There is a long-standing legend that Natland has a Treacle Mine. What is certain is that there is a cave system running under the village from Helm to the river although the precise route is not known. For more information see Natland Treacle Mines and Natland Treacle Tours. Yan, Hamilton and Woody of the rock band British Sea Power were raised in the village, as was their former manager Roy Wilkinson.

==History==
Signs of the earliest occupation of the parish include earthworks on the summit of Helm, which could be an Iron Age fort. It is likely that the Romans used The Helm in conjunction with the Roman fort at Watercrook situated on the banks of the Kent, at the most northerly tip of the Parish. This 4 acre site was occupied by the Romans from the 1st century to the 4th century AD and many Roman artefacts have been found.

Opinions differ as to the origin of the name Natland. The English Place Names Society gives the derivation of Natland as the Old Norse Natlundr, meaning 'Nati's wood', Nati being either a mythological name or a proper name and lundr meaning 'a small wood, a sacred grove'. However Nicolson and Burn's 1777 History and antiquities of the counties of Westmorland and Cumberland describes Natland as "a small manor or lordship, containing only about 30 families. It seems to have had its name from the Nativi or bondsmen probably placed there, as attendant upon the capital lord at Kendal Castle to do servile offices."

The earliest recorded use of the name is in 1164. Natland Hall farm was granted permission for a chapel in 1246 and is probably the oldest building in the village. Natland Abbey, an agricultural community and a sub-branch of Furness Abbey, is another 14th-century building.
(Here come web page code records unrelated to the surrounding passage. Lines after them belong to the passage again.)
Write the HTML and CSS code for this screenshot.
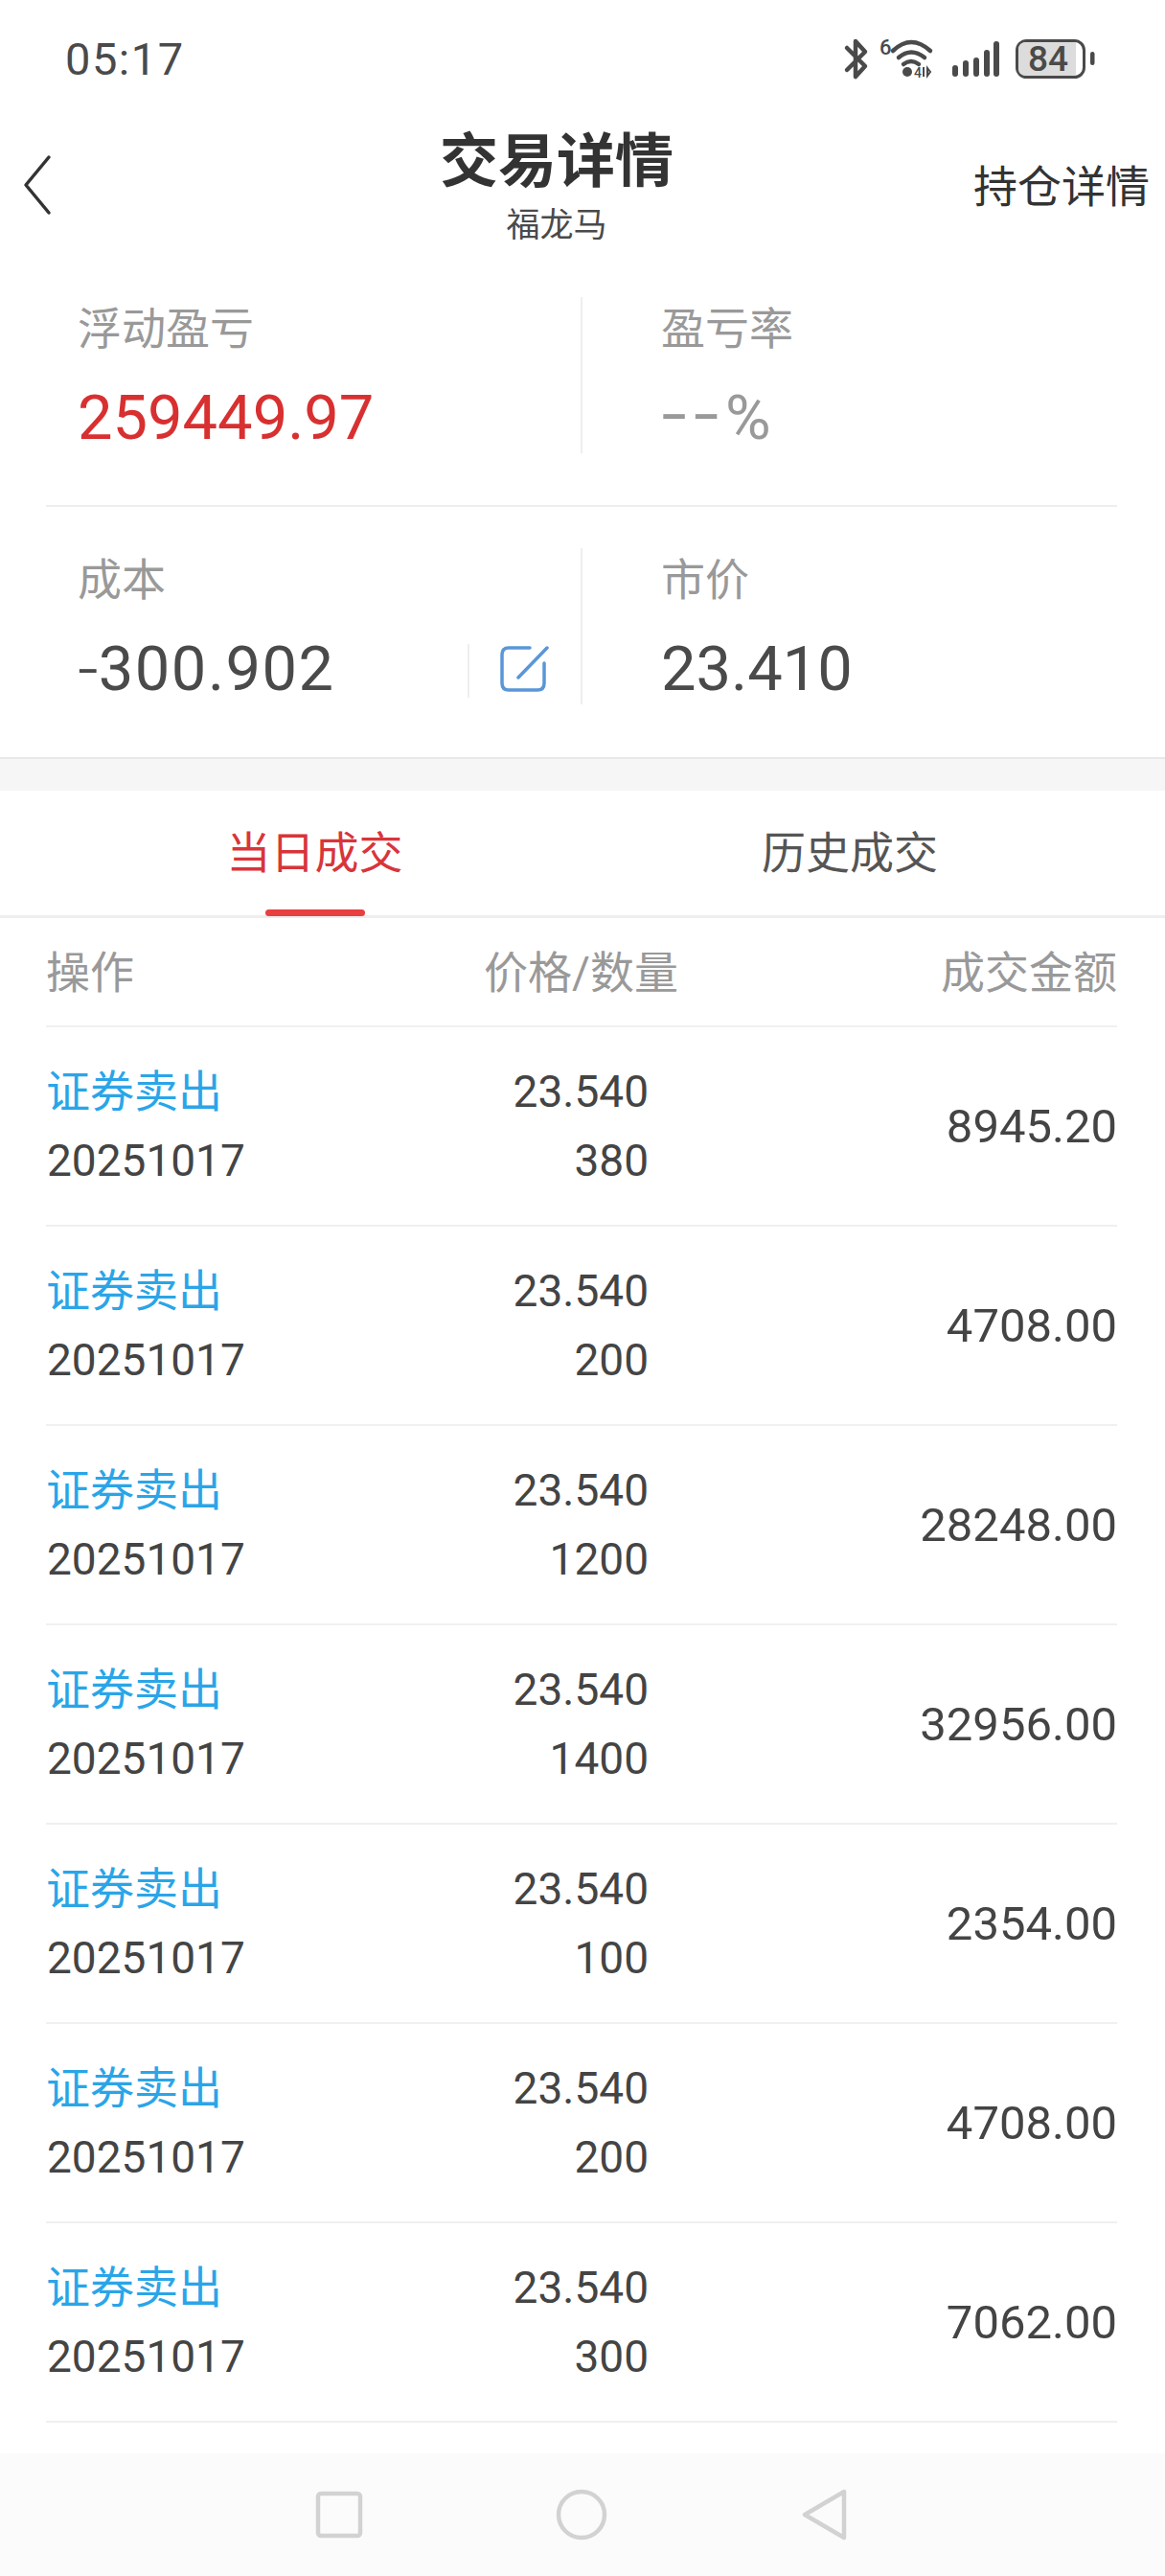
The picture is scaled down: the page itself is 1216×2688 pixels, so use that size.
FILE: index.html
```html
<!DOCTYPE html>
<html lang="zh-CN">
<head>
    <meta charset="UTF-8">
    <meta name="viewport" content="width=device-width, initial-scale=1.0">
    <title>交易详情</title>
    <link rel="stylesheet" href="styles.css">
</head>
<body>
    <div class="page">
        <div class="status-bar">
            <span class="status-time">05:17</span>
            <svg class="status-icons" width="270" height="60" viewBox="880 30 270 60">
                <path d="M884 50 L903 69 L893 80 L893 43 L903 54 L884 73" fill="none" stroke="#4a4a4a" stroke-width="4.5" stroke-linecap="round" stroke-linejoin="round"/>
                <text x="918" y="57" class="status-small">6</text>
                <path d="M932 53 Q951 35 971 53" fill="none" stroke="#4a4a4a" stroke-width="4.5" stroke-linecap="round"/>
                <path d="M938 60 Q951 49 965 60" fill="none" stroke="#4a4a4a" stroke-width="4.5" stroke-linecap="round"/>
                <path d="M943 67 Q951 61 959 67" fill="none" stroke="#4a4a4a" stroke-width="4.5" stroke-linecap="round"/>
                <circle cx="947" cy="75" r="5" fill="#4a4a4a"/>
                <text x="954" y="81" class="status-tiny">4</text>
                <path d="M964 70 L964 80 M968 71 L971 75 L968 79 Z" fill="none" stroke="#4a4a4a" stroke-width="2"/>
                <g stroke="#4a4a4a" stroke-width="6" stroke-linecap="round">
                    <path d="M997 71 V77"/>
                    <path d="M1008 66 V77"/>
                    <path d="M1019 63 V77"/>
                    <path d="M1030 55 V77"/>
                    <path d="M1040 46 V77"/>
                </g>
                <rect x="1061.5" y="42.5" width="70" height="38" rx="10" fill="#fff" stroke="#4a4a4a" stroke-width="3"/>
                <path d="M1071 44 H1123 V79 H1071 Q1063 79 1063 71 V52 Q1063 44 1071 44 Z" fill="#dcdcdc"/>
                <text x="1094" y="74" class="status-batt">84</text>
                <rect x="1138" y="54" width="4.5" height="14" rx="2.2" fill="#4a4a4a"/>
            </svg>
        </div>

        <div class="top-nav">
            <div class="nav-left">
                <svg width="34" height="64" viewBox="0 0 34 64">
                    <path d="M29 3 L5 32 L29 61" fill="none" stroke="#333" stroke-width="3.5" stroke-linecap="round" stroke-linejoin="round"/>
                </svg>
            </div>
            <div class="nav-center">
                <div class="nav-title">交易详情</div>
                <div class="nav-sub">福龙马</div>
            </div>
            <div class="nav-right">持仓详情</div>
        </div>

        <div class="stats">
            <div class="stat-row stat-row-first">
                <div class="stat">
                    <div class="stat-label">浮动盈亏</div>
                    <div class="stat-value red">259449.97</div>
                </div>
                <div class="stat stat-right">
                    <div class="stat-label">盈亏率</div>
                    <div class="stat-value muted"><span class="dash">--</span>%</div>
                </div>
            </div>
            <div class="stat-row">
                <div class="stat">
                    <div class="stat-label">成本</div>
                    <div class="stat-value stat-cost"><span class="dash dash-minus">-</span>300.902</div>
                    <div class="edit-box">
                        <svg width="52" height="52" viewBox="0 0 52 52">
                            <path d="M32 4 H10 Q3 4 3 11 V41 Q3 48 10 48 H40 Q47 48 47 41 V20" fill="none" stroke="#5a96d8" stroke-width="3.5" stroke-linecap="round"/>
                            <path d="M20 35 L50 4" fill="none" stroke="#5a96d8" stroke-width="3.5" stroke-linecap="round"/>
                        </svg>
                    </div>
                </div>
                <div class="stat stat-right">
                    <div class="stat-label">市价</div>
                    <div class="stat-value">23.410</div>
                </div>
            </div>
        </div>

        <div class="gap"></div>

        <div class="tabs">
            <div class="tab tab-active">当日成交</div>
            <div class="tab tab-history">历史成交</div>
        </div>

        <div class="table">
            <div class="table-head">
                <div>操作</div>
                <div class="head-mid">价格/数量</div>
                <div class="num">成交金额</div>
            </div>
            <div class="trade">
                <div><div class="op">证券卖出</div><div>20251017</div></div>
                <div class="num"><div>23.540</div><div>380</div></div>
                <div class="num amount">8945.20</div>
            </div>
            <div class="trade">
                <div><div class="op">证券卖出</div><div>20251017</div></div>
                <div class="num"><div>23.540</div><div>200</div></div>
                <div class="num amount">4708.00</div>
            </div>
            <div class="trade">
                <div><div class="op">证券卖出</div><div>20251017</div></div>
                <div class="num"><div>23.540</div><div>1200</div></div>
                <div class="num amount">28248.00</div>
            </div>
            <div class="trade">
                <div><div class="op">证券卖出</div><div>20251017</div></div>
                <div class="num"><div>23.540</div><div>1400</div></div>
                <div class="num amount">32956.00</div>
            </div>
            <div class="trade">
                <div><div class="op">证券卖出</div><div>20251017</div></div>
                <div class="num"><div>23.540</div><div>100</div></div>
                <div class="num amount">2354.00</div>
            </div>
            <div class="trade">
                <div><div class="op">证券卖出</div><div>20251017</div></div>
                <div class="num"><div>23.540</div><div>200</div></div>
                <div class="num amount">4708.00</div>
            </div>
            <div class="trade">
                <div><div class="op">证券卖出</div><div>20251017</div></div>
                <div class="num"><div>23.540</div><div>300</div></div>
                <div class="num amount">7062.00</div>
            </div>
        </div>

        <div class="sys-nav">
            <svg class="sys-square" width="50" height="50" viewBox="0 0 50 50">
                <rect x="3" y="3" width="44" height="44" rx="3" fill="none" stroke="#d2d2d2" stroke-width="4.5"/>
            </svg>
            <svg class="sys-circle" width="54" height="54" viewBox="0 0 54 54">
                <circle cx="27" cy="27" r="24" fill="none" stroke="#d2d2d2" stroke-width="4.5"/>
            </svg>
            <svg class="sys-back" width="48" height="54" viewBox="0 0 48 54">
                <path d="M44 3 L44 51 L3 27 Z" fill="none" stroke="#d2d2d2" stroke-width="4.5" stroke-linejoin="round"/>
            </svg>
        </div>
    </div>
</body>
</html>
```

FILE: styles.css
```css
* {
    box-sizing: border-box;
}
html, body {
    margin: 0;
    padding: 0;
    background: #fff;
}
body {
    font-family: Roboto, "Noto Sans CJK SC", sans-serif;
    color: #4a4a4a;
}
.page {
    width: 1216px;
    height: 2688px;
    display: flex;
    flex-direction: column;
    overflow: hidden;
}
.status-bar {
    height: 105px;
    padding: 30px 0 0 68px;
    display: flex;
    align-items: flex-start;
    justify-content: space-between;
}
.status-time {
    font-size: 47px;
    line-height: 64px;
    letter-spacing: 1.5px;
}
.status-icons {
    margin-right: 66px;
}
.status-small {
    font: 500 22px Roboto, sans-serif;
    fill: #4a4a4a;
}
.status-tiny {
    font: 500 14px Roboto, sans-serif;
    fill: #4a4a4a;
}
.status-batt {
    font: 500 37px Roboto, sans-serif;
    fill: #4a4a4a;
    text-anchor: middle;
}
.top-nav {
    height: 157px;
    display: grid;
    grid-template-columns: 1fr auto 1fr;
    align-items: start;
}
.nav-left {
    padding: 56px 0 0 22px;
}
.nav-center {
    text-align: center;
    margin-right: 54px;
}
.nav-title {
    font-size: 61px;
    font-weight: 700;
    line-height: 84px;
    color: #333;
    margin-top: 22px;
}
.nav-sub {
    font-size: 35px;
    line-height: 48px;
    color: #4a4a4a;
    margin-top: 1px;
}
.nav-right {
    font-size: 46px;
    line-height: 60px;
    color: #333;
    text-align: right;
    padding: 60px 16px 0 0;
}
.stats {
    height: 528px;
    padding: 48px 50px 0 48px;
}
.stat-row {
    display: grid;
    grid-template-columns: 560px 1fr;
    height: 215px;
}
.stat-row-first {
    margin-bottom: 47px;
    position: relative;
}
.stat-row-first::after {
    content: "";
    position: absolute;
    left: 0;
    right: 0;
    bottom: -4px;
    height: 2px;
    background: #eee;
}
.stat {
    position: relative;
    padding-left: 33px;
    height: 163px;
    border-right: 2px solid #eee;
}
.stat-right {
    padding-left: 82px;
    border-right: 0;
}
.stat-label {
    font-size: 46px;
    line-height: 64px;
    color: #999;
    margin-top: 1px;
}
.stat-value {
    font-size: 65px;
    line-height: 84px;
    margin-top: 19px;
}
.stat-cost {
    letter-spacing: 1.5px;
}
.dash {
    font-size: 96px;
    font-weight: 300;
    line-height: 0;
    letter-spacing: 6px;
    vertical-align: -7px;
}
.dash-minus {
    font-size: 76px;
    letter-spacing: 0;
    vertical-align: -4px;
}
.red {
    color: #d83030;
}
.muted {
    color: #999;
}
.edit-box {
    position: absolute;
    top: 100px;
    left: 440px;
    width: 90px;
    height: 56px;
    padding-left: 31px;
    border-left: 2px solid #eee;
}
.gap {
    height: 35px;
    background: #f6f6f6;
    border-top: 2px solid #e8e8e8;
}
.tabs {
    height: 133px;
    display: grid;
    grid-template-columns: 657px 1fr;
    border-bottom: 3px solid #eee;
}
.tab {
    font-size: 46px;
    line-height: 130px;
    color: #555;
    position: relative;
    text-align: center;
}
.tab-history {
    padding-right: 99px;
}
.tab-active {
    color: #d8353a;
}
.tab-active::after {
    content: "";
    position: absolute;
    left: 50%;
    bottom: -1px;
    width: 104px;
    height: 7px;
    margin-left: -52px;
    border-radius: 4px;
    background: #e8403f;
}
.table {
    flex: 1;
    padding: 0 50px 0 48px;
}
.table-head {
    height: 114px;
    display: grid;
    grid-template-columns: 400px 260px 1fr;
    align-items: center;
    padding-bottom: 6px;
    font-size: 46px;
    color: #999;
    border-bottom: 2px solid #f0f0f0;
}
.head-mid {
    text-align: right;
}
.num {
    text-align: right;
}
.trade {
    height: 208px;
    display: grid;
    grid-template-columns: 400px 229px 1fr;
    align-items: center;
    font-size: 46px;
    line-height: 72px;
    color: #444;
    border-bottom: 2px solid #f0f0f0;
}
.trade > div:first-child {
    padding-left: 1px;
}
.op {
    color: #2aa5e8;
    margin-left: -1px;
}
.amount {
    font-size: 49px;
    padding-top: 2px;
}
.sys-nav {
    height: 128px;
    background: #fbfbfb;
    display: flex;
    align-items: center;
    padding-left: 329px;
    flex-shrink: 0;
}
.sys-circle {
    margin-left: 201px;
}
.sys-back {
    margin-left: 203px;
}
```
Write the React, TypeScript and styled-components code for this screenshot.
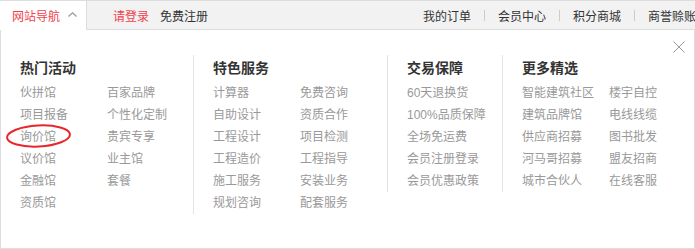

Watercrook Farm, Natland Mill and Cracalt Farm are also of early origin. In 1674, the Dissenter Richard Frankland founded the Natland Academy, which had tutored more than 350 students by 1693.

==Notable people==
In order of birth:
- Richard Frankland (1630–1698) founded the Natland Academy for religious knowledge.
- Roy Wilkinson (living), music journalist and British Sea Power manager
- Yan, Hamilton and Wood of the indie-rock band British Sea Power, were brought up in Natland.